**To do**
Write out the records beneath this line exactly as they appear, minus any images.

Records contained in a dataset

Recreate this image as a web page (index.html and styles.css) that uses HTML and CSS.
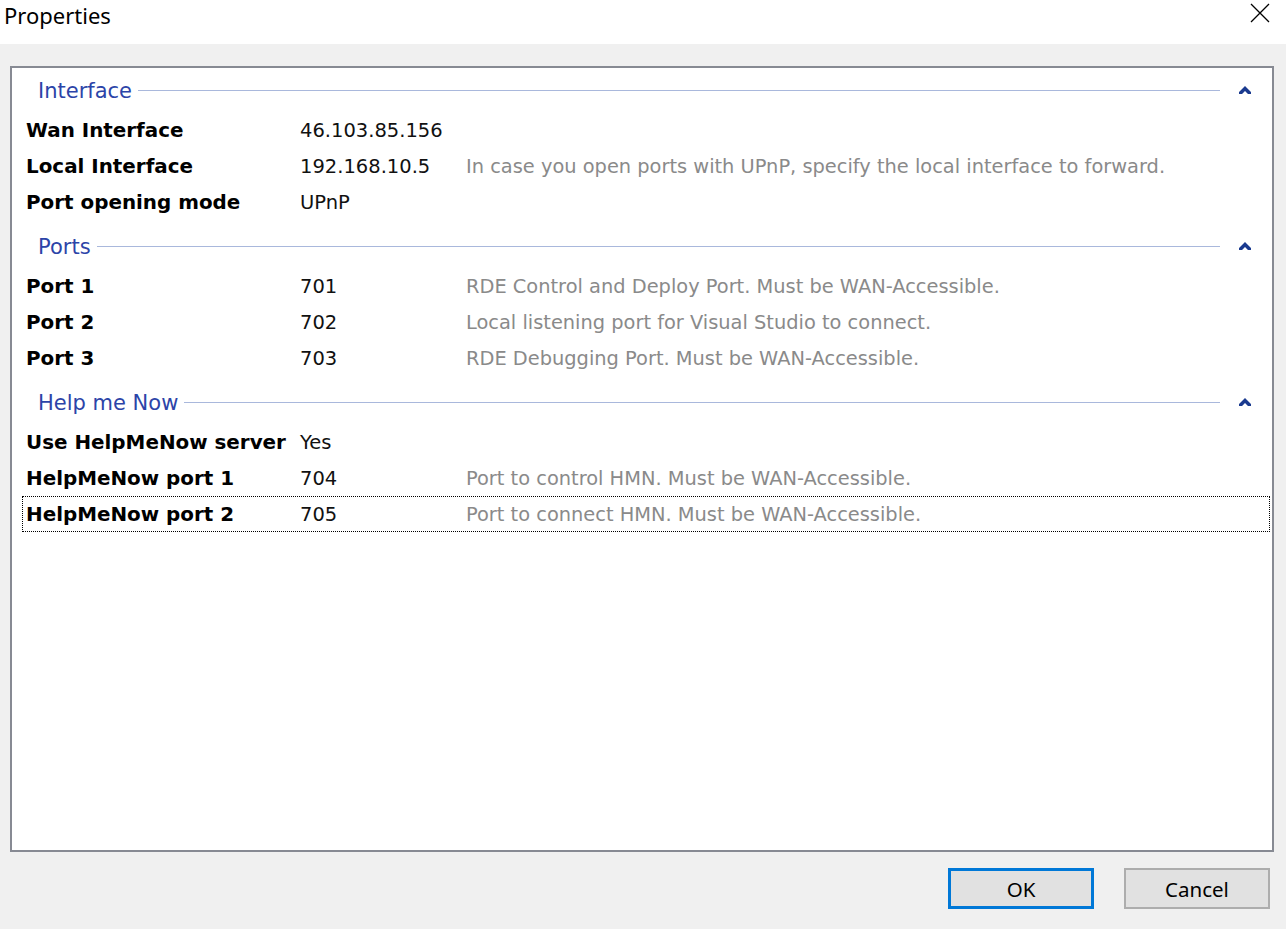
FILE: index.html
```html
<!DOCTYPE html>
<html>
<head>
<meta charset="utf-8">
<link rel="stylesheet" href="styles.css">
</head>
<body>
<div class="window">
  <div class="titlebar">
    <span class="title">Properties</span>
    <svg class="close" width="20" height="20" viewBox="0 0 20 20"><path d="M1 1 L19 19 M19 1 L1 19" stroke="#000" stroke-width="1.3" fill="none"/></svg>
  </div>
  <div class="body">
    <div class="panel">
      <div class="section">
        <div class="header"><span class="htext">Interface</span><span class="hline"></span><svg class="chev" width="14" height="10" viewBox="0 0 14 10"><path d="M7 1 L13 7 L13 9 L10 9 L7 6 L4 9 L1 9 L1 7 Z" fill="#1a3a8f"/></svg></div>
        <div class="row"><span class="lbl">Wan Interface</span><span class="val">46.103.85.156</span><span class="desc"></span></div>
        <div class="row"><span class="lbl">Local Interface</span><span class="val">192.168.10.5</span><span class="desc">In case you open ports with UPnP, specify the local interface to forward.</span></div>
        <div class="row"><span class="lbl">Port opening mode</span><span class="val">UPnP</span><span class="desc"></span></div>
      </div>
      <div class="section">
        <div class="header"><span class="htext">Ports</span><span class="hline"></span><svg class="chev" width="14" height="10" viewBox="0 0 14 10"><path d="M7 1 L13 7 L13 9 L10 9 L7 6 L4 9 L1 9 L1 7 Z" fill="#1a3a8f"/></svg></div>
        <div class="row"><span class="lbl">Port 1</span><span class="val">701</span><span class="desc">RDE Control and Deploy Port. Must be WAN-Accessible.</span></div>
        <div class="row"><span class="lbl">Port 2</span><span class="val">702</span><span class="desc">Local listening port for Visual Studio to connect.</span></div>
        <div class="row"><span class="lbl">Port 3</span><span class="val">703</span><span class="desc">RDE Debugging Port. Must be WAN-Accessible.</span></div>
      </div>
      <div class="section">
        <div class="header"><span class="htext">Help me Now</span><span class="hline"></span><svg class="chev" width="14" height="10" viewBox="0 0 14 10"><path d="M7 1 L13 7 L13 9 L10 9 L7 6 L4 9 L1 9 L1 7 Z" fill="#1a3a8f"/></svg></div>
        <div class="row"><span class="lbl">Use HelpMeNow server</span><span class="val">Yes</span><span class="desc"></span></div>
        <div class="row"><span class="lbl">HelpMeNow port 1</span><span class="val">704</span><span class="desc">Port to control HMN. Must be WAN-Accessible.</span></div>
        <div class="row focused"><span class="lbl">HelpMeNow port 2</span><span class="val">705</span><span class="desc">Port to connect HMN. Must be WAN-Accessible.</span></div>
      </div>
    </div>
    <div class="footer">
      <button class="btn primary">OK</button>
      <button class="btn">Cancel</button>
    </div>
  </div>
</div>
</body>
</html>
```
FILE: styles.css
```css
html, body {
  margin: 0;
  padding: 0;
  height: 100%;
}
body {
  background: #f0f0f0;
  font-family: "DejaVu Sans", "Liberation Sans", sans-serif;
}
.window {
  display: flex;
  flex-direction: column;
  height: 929px;
}
.titlebar {
  height: 44px;
  background: #ffffff;
  display: flex;
  align-items: flex-start;
  justify-content: space-between;
}
.title {
  font-family: "Noto Sans", "Open Sans", sans-serif;
  font-size: 22px;
  color: #000;
  margin-left: 4px;
  margin-top: 0;
  line-height: 30px;
}
.close {
  margin-top: 3px;
  margin-right: 16px;
}
.body {
  flex: 1;
  display: flex;
  flex-direction: column;
  padding: 22px 12px 0 10px;
}
.panel {
  height: 782px;
  border: 2px solid #878a93;
  background: #ffffff;
}
.section {
  margin-top: 4px;
}
.section:first-child {
  margin-top: 0;
}
.header {
  height: 44px;
  display: flex;
  align-items: center;
  margin-left: 26px;
  margin-right: 20px;
  padding-top: 1px;
  box-sizing: border-box;
}
.htext {
  font-size: 21px;
  color: #2c44a8;
  line-height: 24px;
}
.hline {
  flex: 1;
  height: 1px;
  background: #a9b8dc;
  margin-left: 6px;
  margin-right: 18px;
}
.chev {
  display: block;
  margin-top: -2px;
}
.row {
  height: 36px;
  display: flex;
  align-items: center;
  margin-left: 10px;
  margin-right: 2px;
  padding-left: 3px;
  padding-top: 2px;
  box-sizing: border-box;
  border: 1px solid transparent;
  line-height: 24px;
}
.row.focused {
  border: 1px dotted #000;
}
.lbl {
  width: 274px;
  flex: none;
  font-weight: bold;
  font-size: 19.9px;
  color: #000;
}
.val {
  width: 166px;
  flex: none;
  font-size: 19.5px;
  color: #111;
}
.desc {
  font-size: 19.4px;
  color: #8a8a8a;
  white-space: nowrap;
}
.footer {
  display: flex;
  justify-content: flex-end;
  gap: 30px;
  padding-top: 16px;
  padding-right: 4px;
}
.btn {
  width: 146px;
  height: 41px;
  background: #e1e1e1;
  border: 2px solid #adadad;
  font-family: "Noto Sans", "Open Sans", sans-serif;
  font-size: 20.5px;
  color: #000;
  padding: 0;
  line-height: 24px;
}
.btn.primary {
  border: 3px solid #0078d7;
}
```
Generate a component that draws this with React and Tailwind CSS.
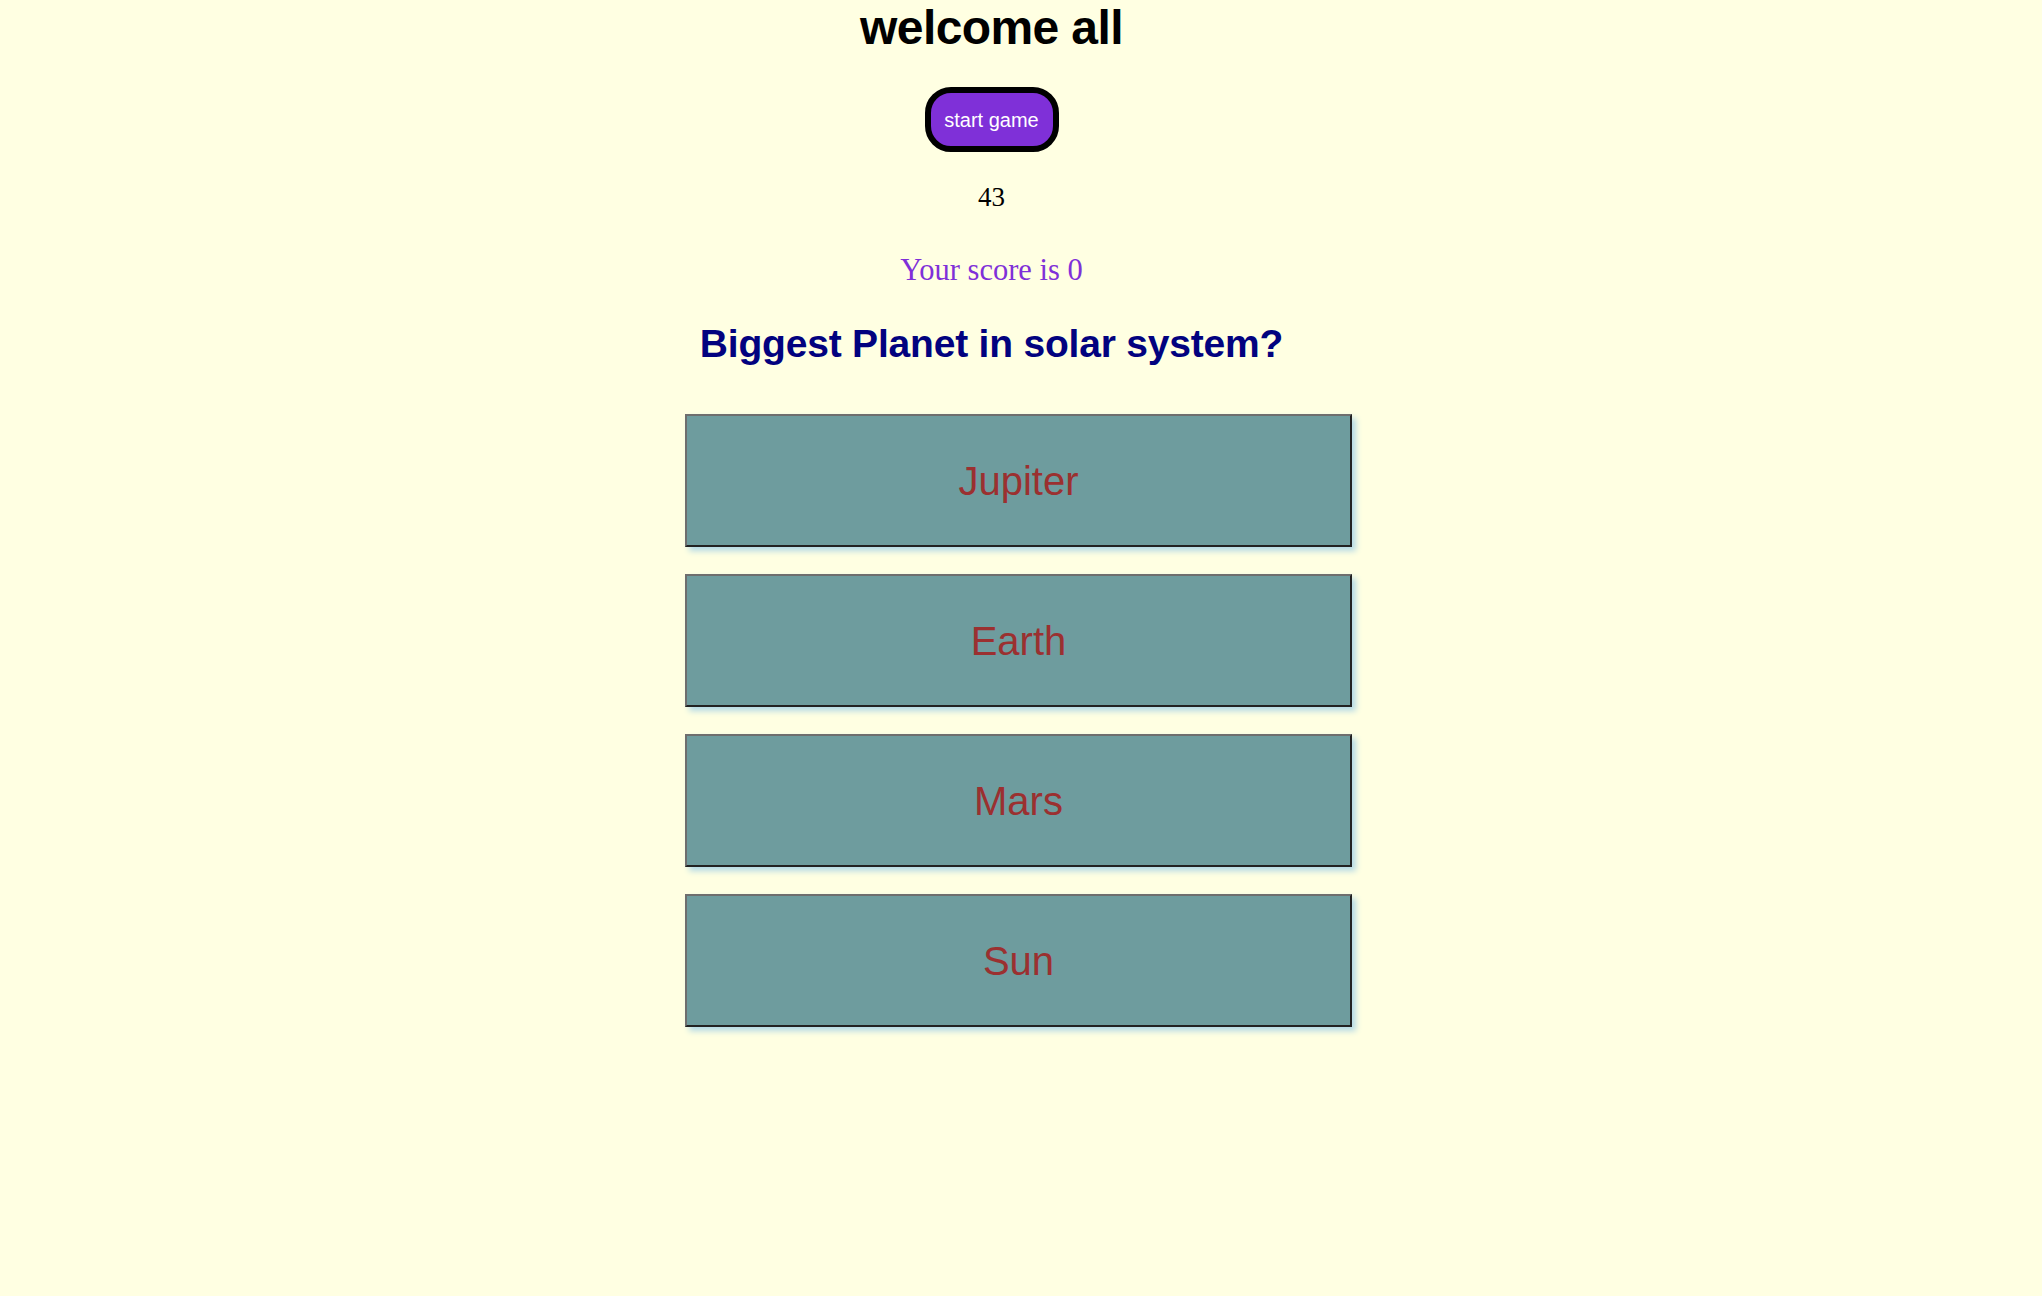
const answers = ['Jupiter', 'Earth', 'Mars', 'Sun'];

const App = () => {
  return (
    <div className="min-h-[1296px] w-full bg-[#ffffe2] font-['Liberation_Sans',Arial,sans-serif]">
      <div className="flex flex-col items-center pr-[59px]">
        <h1 className="m-0 text-[48px] font-bold leading-[55px] tracking-[-0.6px] text-black">welcome all</h1>

        <button className="mt-[32px] flex h-[65px] w-[134px] items-center justify-center rounded-[26px] border-[6px] border-black bg-[#7f30d8] text-[20px] text-white">
          start game
        </button>

        <div className="mt-[31px] font-['Liberation_Serif',serif] text-[27px] leading-[28px] text-black">43</div>

        <p className="mt-[42px] font-['Liberation_Serif',serif] text-[30.5px] leading-[34px] text-[#7f30d8]">Your score is 0</p>

        <h2 className="mt-[34px] text-[39px] font-bold leading-[45px] tracking-[-0.2px] text-[#02027f]">
          Biggest Planet in solar system?
        </h2>
      </div>

      <div className="mt-[48px] flex flex-col items-center gap-[27px] pr-[5px]">
        {answers.map((a) => (
          <button
            key={a}
            className="flex h-[133px] w-[667px] items-center justify-center border-2 border-t-[#6e6e6e] border-l-[#6e6e6e] border-r-[#222222] border-b-[#222222] bg-[#6e9c9e] text-[40px] text-[#9b3030] shadow-[4px_4px_6px_#b3d9e6]"
          >
            {a}
          </button>
        ))}
      </div>
    </div>
  );
};

export default App;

**Written solution**
Recreate this image as a web page (index.html and styles.css) that uses HTML and CSS.
FILE: index.html
```html
<!DOCTYPE html>
<html>
<head>
<meta charset="utf-8">
<link rel="stylesheet" href="styles.css">
</head>
<body>
<div class="window">
  <div class="titlebar">
    <span class="title">Properties</span>
    <svg class="close" width="20" height="20" viewBox="0 0 20 20"><path d="M1 1 L19 19 M19 1 L1 19" stroke="#000" stroke-width="1.3" fill="none"/></svg>
  </div>
  <div class="body">
    <div class="panel">
      <div class="section">
        <div class="header"><span class="htext">Interface</span><span class="hline"></span><svg class="chev" width="14" height="10" viewBox="0 0 14 10"><path d="M7 1 L13 7 L13 9 L10 9 L7 6 L4 9 L1 9 L1 7 Z" fill="#1a3a8f"/></svg></div>
        <div class="row"><span class="lbl">Wan Interface</span><span class="val">46.103.85.156</span><span class="desc"></span></div>
        <div class="row"><span class="lbl">Local Interface</span><span class="val">192.168.10.5</span><span class="desc">In case you open ports with UPnP, specify the local interface to forward.</span></div>
        <div class="row"><span class="lbl">Port opening mode</span><span class="val">UPnP</span><span class="desc"></span></div>
      </div>
      <div class="section">
        <div class="header"><span class="htext">Ports</span><span class="hline"></span><svg class="chev" width="14" height="10" viewBox="0 0 14 10"><path d="M7 1 L13 7 L13 9 L10 9 L7 6 L4 9 L1 9 L1 7 Z" fill="#1a3a8f"/></svg></div>
        <div class="row"><span class="lbl">Port 1</span><span class="val">701</span><span class="desc">RDE Control and Deploy Port. Must be WAN-Accessible.</span></div>
        <div class="row"><span class="lbl">Port 2</span><span class="val">702</span><span class="desc">Local listening port for Visual Studio to connect.</span></div>
        <div class="row"><span class="lbl">Port 3</span><span class="val">703</span><span class="desc">RDE Debugging Port. Must be WAN-Accessible.</span></div>
      </div>
      <div class="section">
        <div class="header"><span class="htext">Help me Now</span><span class="hline"></span><svg class="chev" width="14" height="10" viewBox="0 0 14 10"><path d="M7 1 L13 7 L13 9 L10 9 L7 6 L4 9 L1 9 L1 7 Z" fill="#1a3a8f"/></svg></div>
        <div class="row"><span class="lbl">Use HelpMeNow server</span><span class="val">Yes</span><span class="desc"></span></div>
        <div class="row"><span class="lbl">HelpMeNow port 1</span><span class="val">704</span><span class="desc">Port to control HMN. Must be WAN-Accessible.</span></div>
        <div class="row focused"><span class="lbl">HelpMeNow port 2</span><span class="val">705</span><span class="desc">Port to connect HMN. Must be WAN-Accessible.</span></div>
      </div>
    </div>
    <div class="footer">
      <button class="btn primary">OK</button>
      <button class="btn">Cancel</button>
    </div>
  </div>
</div>
</body>
</html>
```
FILE: styles.css
```css
html, body {
  margin: 0;
  padding: 0;
  height: 100%;
}
body {
  background: #f0f0f0;
  font-family: "DejaVu Sans", "Liberation Sans", sans-serif;
}
.window {
  display: flex;
  flex-direction: column;
  height: 929px;
}
.titlebar {
  height: 44px;
  background: #ffffff;
  display: flex;
  align-items: flex-start;
  justify-content: space-between;
}
.title {
  font-family: "Noto Sans", "Open Sans", sans-serif;
  font-size: 22px;
  color: #000;
  margin-left: 4px;
  margin-top: 0;
  line-height: 30px;
}
.close {
  margin-top: 3px;
  margin-right: 16px;
}
.body {
  flex: 1;
  display: flex;
  flex-direction: column;
  padding: 22px 12px 0 10px;
}
.panel {
  height: 782px;
  border: 2px solid #878a93;
  background: #ffffff;
}
.section {
  margin-top: 4px;
}
.section:first-child {
  margin-top: 0;
}
.header {
  height: 44px;
  display: flex;
  align-items: center;
  margin-left: 26px;
  margin-right: 20px;
  padding-top: 1px;
  box-sizing: border-box;
}
.htext {
  font-size: 21px;
  color: #2c44a8;
  line-height: 24px;
}
.hline {
  flex: 1;
  height: 1px;
  background: #a9b8dc;
  margin-left: 6px;
  margin-right: 18px;
}
.chev {
  display: block;
  margin-top: -2px;
}
.row {
  height: 36px;
  display: flex;
  align-items: center;
  margin-left: 10px;
  margin-right: 2px;
  padding-left: 3px;
  padding-top: 2px;
  box-sizing: border-box;
  border: 1px solid transparent;
  line-height: 24px;
}
.row.focused {
  border: 1px dotted #000;
}
.lbl {
  width: 274px;
  flex: none;
  font-weight: bold;
  font-size: 19.9px;
  color: #000;
}
.val {
  width: 166px;
  flex: none;
  font-size: 19.5px;
  color: #111;
}
.desc {
  font-size: 19.4px;
  color: #8a8a8a;
  white-space: nowrap;
}
.footer {
  display: flex;
  justify-content: flex-end;
  gap: 30px;
  padding-top: 16px;
  padding-right: 4px;
}
.btn {
  width: 146px;
  height: 41px;
  background: #e1e1e1;
  border: 2px solid #adadad;
  font-family: "Noto Sans", "Open Sans", sans-serif;
  font-size: 20.5px;
  color: #000;
  padding: 0;
  line-height: 24px;
}
.btn.primary {
  border: 3px solid #0078d7;
}
```
Generate a component that draws this with React and Tailwind CSS.
const answers = ['Jupiter', 'Earth', 'Mars', 'Sun'];

const App = () => {
  return (
    <div className="min-h-[1296px] w-full bg-[#ffffe2] font-['Liberation_Sans',Arial,sans-serif]">
      <div className="flex flex-col items-center pr-[59px]">
        <h1 className="m-0 text-[48px] font-bold leading-[55px] tracking-[-0.6px] text-black">welcome all</h1>

        <button className="mt-[32px] flex h-[65px] w-[134px] items-center justify-center rounded-[26px] border-[6px] border-black bg-[#7f30d8] text-[20px] text-white">
          start game
        </button>

        <div className="mt-[31px] font-['Liberation_Serif',serif] text-[27px] leading-[28px] text-black">43</div>

        <p className="mt-[42px] font-['Liberation_Serif',serif] text-[30.5px] leading-[34px] text-[#7f30d8]">Your score is 0</p>

        <h2 className="mt-[34px] text-[39px] font-bold leading-[45px] tracking-[-0.2px] text-[#02027f]">
          Biggest Planet in solar system?
        </h2>
      </div>

      <div className="mt-[48px] flex flex-col items-center gap-[27px] pr-[5px]">
        {answers.map((a) => (
          <button
            key={a}
            className="flex h-[133px] w-[667px] items-center justify-center border-2 border-t-[#6e6e6e] border-l-[#6e6e6e] border-r-[#222222] border-b-[#222222] bg-[#6e9c9e] text-[40px] text-[#9b3030] shadow-[4px_4px_6px_#b3d9e6]"
          >
            {a}
          </button>
        ))}
      </div>
    </div>
  );
};

export default App;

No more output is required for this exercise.